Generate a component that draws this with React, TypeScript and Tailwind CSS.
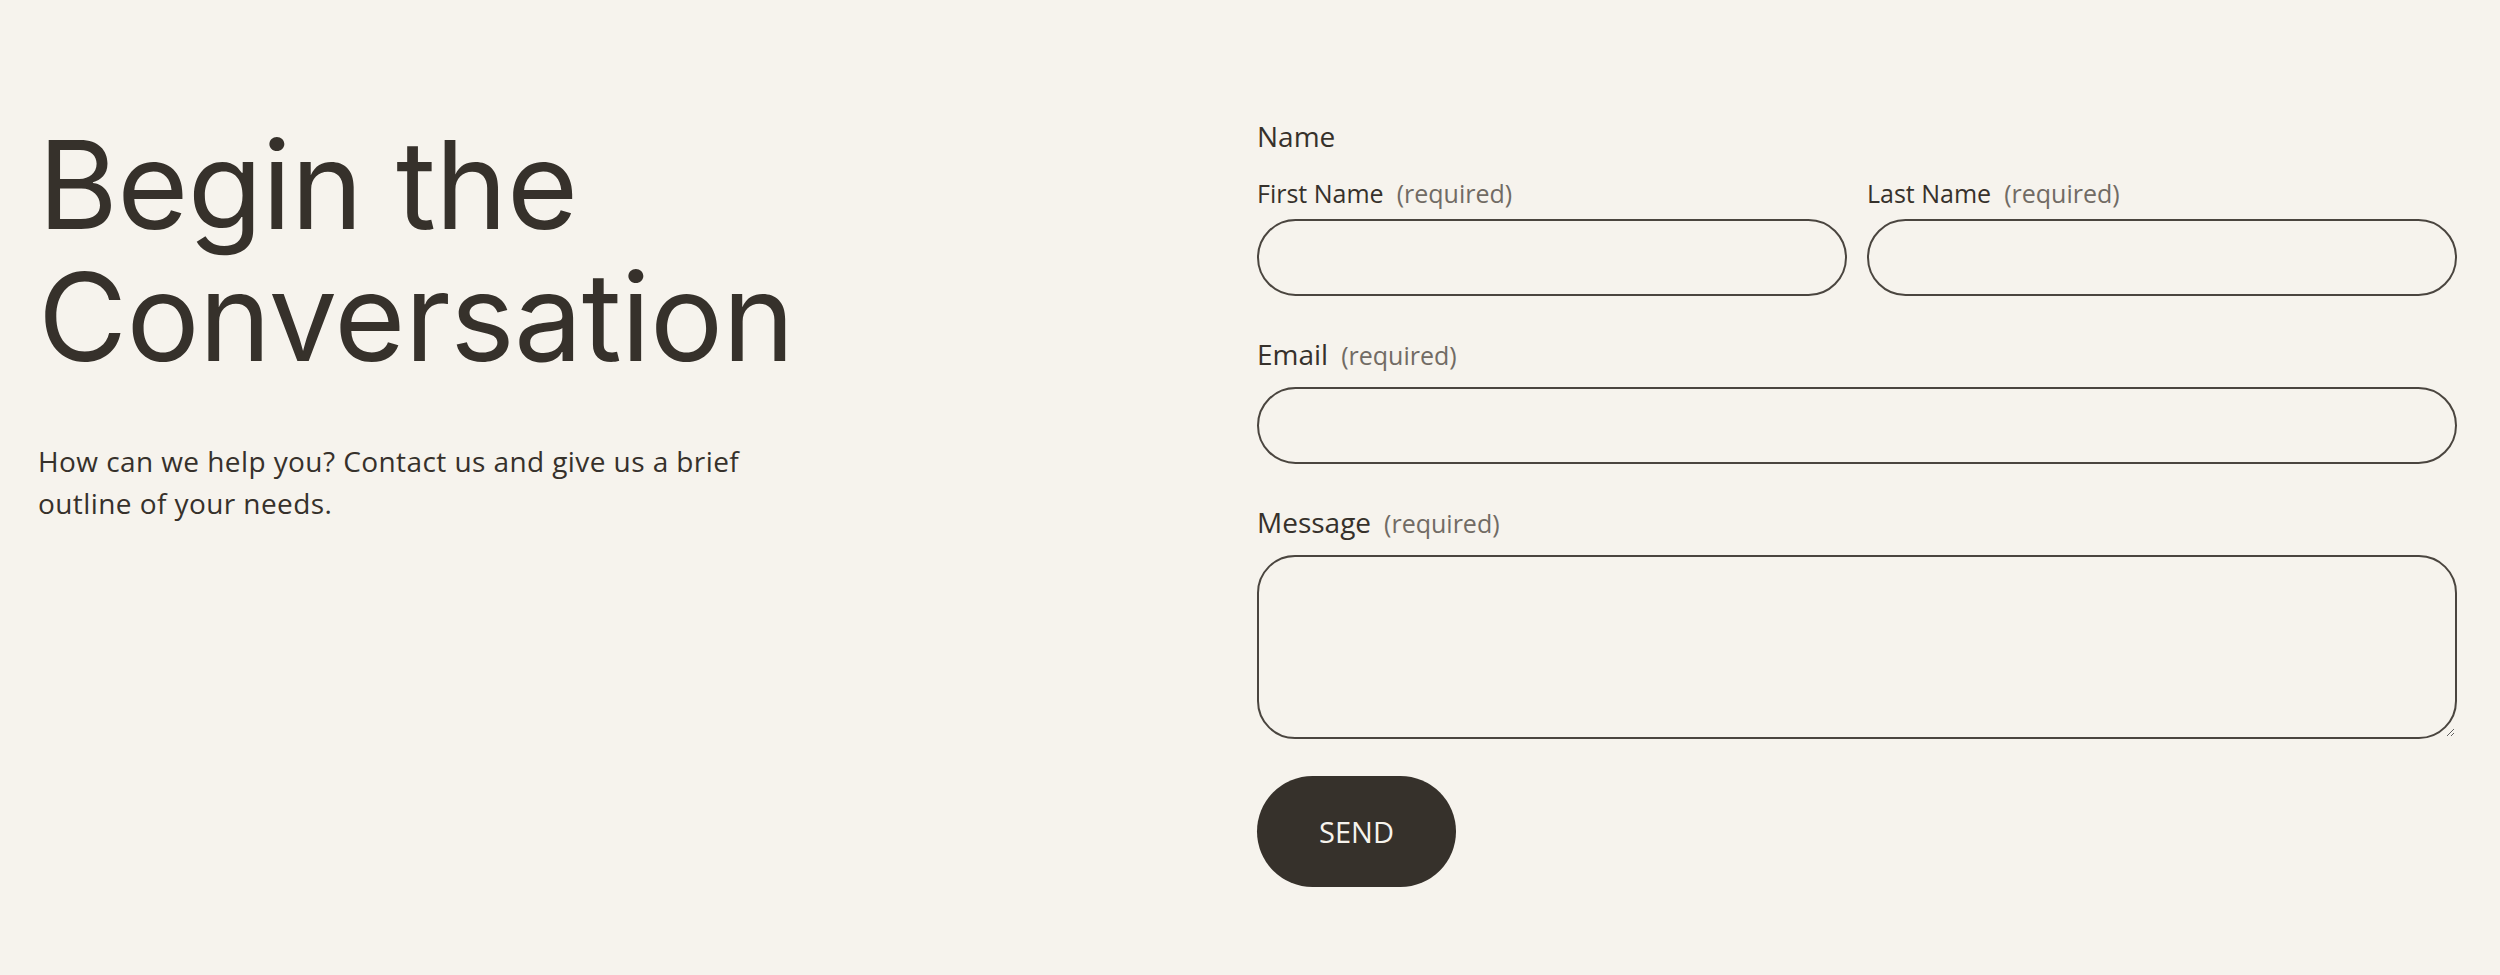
import React from 'react';

const sans = { fontFamily: '"Open Sans", Lato, sans-serif' };

const Field = ({
  label,
  big = false,
  children,
}: {
  label: string;
  big?: boolean;
  children: React.ReactNode;
}) => (
  <label className="flex flex-col">
    <span
      className={
        big
          ? 'text-[28px] leading-[34px] text-[#36312b] mb-[15px]'
          : 'text-[25px] leading-[30px] text-[#36312b] mb-[11px]'
      }
    >
      {label}
      <span className="text-[25px] text-[#716b64] ml-[13px]">(required)</span>
    </span>
    {children}
  </label>
);

const inputCls =
  'w-full h-[77px] rounded-full border-2 border-[#4a453f] bg-transparent px-8 text-[25px] text-[#36312b] outline-none';

const App = () => {
  return (
    <div className="min-h-screen bg-[#f6f3ed] text-[#36312b]" style={sans}>
      <div className="flex justify-between pl-[38px] pr-[43px] pt-[119px] pb-[88px]">
        {/* Intro copy */}
        <div className="w-[800px]">
          <h1
            className="text-[122px] leading-[132px] tracking-[-0.005em] font-normal text-[#36312b]"
            style={{ fontFamily: 'Inter, sans-serif' }}
          >
            Begin the
            <br />
            Conversation
          </h1>
          <p className="mt-[57px] max-w-[740px] text-[28px] leading-[42px] tracking-[0.015em] text-[#36312b]">
            How can we help you? Contact us and give us a brief outline of your needs.
          </p>
        </div>

        {/* Contact form */}
        <form className="w-[1200px] flex flex-col" onSubmit={(e) => e.preventDefault()}>
          <fieldset>
            <legend className="text-[28px] leading-[34px] text-[#36312b]">Name</legend>
            <div className="grid grid-cols-2 gap-[20px] mt-[25px]">
              <Field label="First Name">
                <input type="text" className={inputCls} />
              </Field>
              <Field label="Last Name">
                <input type="text" className={inputCls} />
              </Field>
            </div>
          </fieldset>

          <div className="mt-[41px]">
            <Field label="Email" big>
              <input type="email" className={inputCls} />
            </Field>
          </div>

          <div className="mt-[41px]">
            <Field label="Message" big>
              <textarea className="w-full h-[184px] rounded-[38px] border-2 border-[#4a453f] bg-transparent px-8 py-6 text-[25px] text-[#36312b] outline-none block" />
            </Field>
          </div>

          <div className="mt-[37px]">
            <button
              type="submit"
              className="h-[111px] w-[199px] rounded-full bg-[#36312b] text-[#f6f3ed] text-[29px]"
            >
              SEND
            </button>
          </div>
        </form>
      </div>
    </div>
  );
};

export default App;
* * * * *
» **Problem details**:
Reproduce the full material exactly, excluding the pictures.

» **Final result**:
Generate a component that draws this with React, TypeScript and Tailwind CSS.
import React from 'react';

const sans = { fontFamily: '"Open Sans", Lato, sans-serif' };

const Field = ({
  label,
  big = false,
  children,
}: {
  label: string;
  big?: boolean;
  children: React.ReactNode;
}) => (
  <label className="flex flex-col">
    <span
      className={
        big
          ? 'text-[28px] leading-[34px] text-[#36312b] mb-[15px]'
          : 'text-[25px] leading-[30px] text-[#36312b] mb-[11px]'
      }
    >
      {label}
      <span className="text-[25px] text-[#716b64] ml-[13px]">(required)</span>
    </span>
    {children}
  </label>
);

const inputCls =
  'w-full h-[77px] rounded-full border-2 border-[#4a453f] bg-transparent px-8 text-[25px] text-[#36312b] outline-none';

const App = () => {
  return (
    <div className="min-h-screen bg-[#f6f3ed] text-[#36312b]" style={sans}>
      <div className="flex justify-between pl-[38px] pr-[43px] pt-[119px] pb-[88px]">
        {/* Intro copy */}
        <div className="w-[800px]">
          <h1
            className="text-[122px] leading-[132px] tracking-[-0.005em] font-normal text-[#36312b]"
            style={{ fontFamily: 'Inter, sans-serif' }}
          >
            Begin the
            <br />
            Conversation
          </h1>
          <p className="mt-[57px] max-w-[740px] text-[28px] leading-[42px] tracking-[0.015em] text-[#36312b]">
            How can we help you? Contact us and give us a brief outline of your needs.
          </p>
        </div>

        {/* Contact form */}
        <form className="w-[1200px] flex flex-col" onSubmit={(e) => e.preventDefault()}>
          <fieldset>
            <legend className="text-[28px] leading-[34px] text-[#36312b]">Name</legend>
            <div className="grid grid-cols-2 gap-[20px] mt-[25px]">
              <Field label="First Name">
                <input type="text" className={inputCls} />
              </Field>
              <Field label="Last Name">
                <input type="text" className={inputCls} />
              </Field>
            </div>
          </fieldset>

          <div className="mt-[41px]">
            <Field label="Email" big>
              <input type="email" className={inputCls} />
            </Field>
          </div>

          <div className="mt-[41px]">
            <Field label="Message" big>
              <textarea className="w-full h-[184px] rounded-[38px] border-2 border-[#4a453f] bg-transparent px-8 py-6 text-[25px] text-[#36312b] outline-none block" />
            </Field>
          </div>

          <div className="mt-[37px]">
            <button
              type="submit"
              className="h-[111px] w-[199px] rounded-full bg-[#36312b] text-[#f6f3ed] text-[29px]"
            >
              SEND
            </button>
          </div>
        </form>
      </div>
    </div>
  );
};

export default App;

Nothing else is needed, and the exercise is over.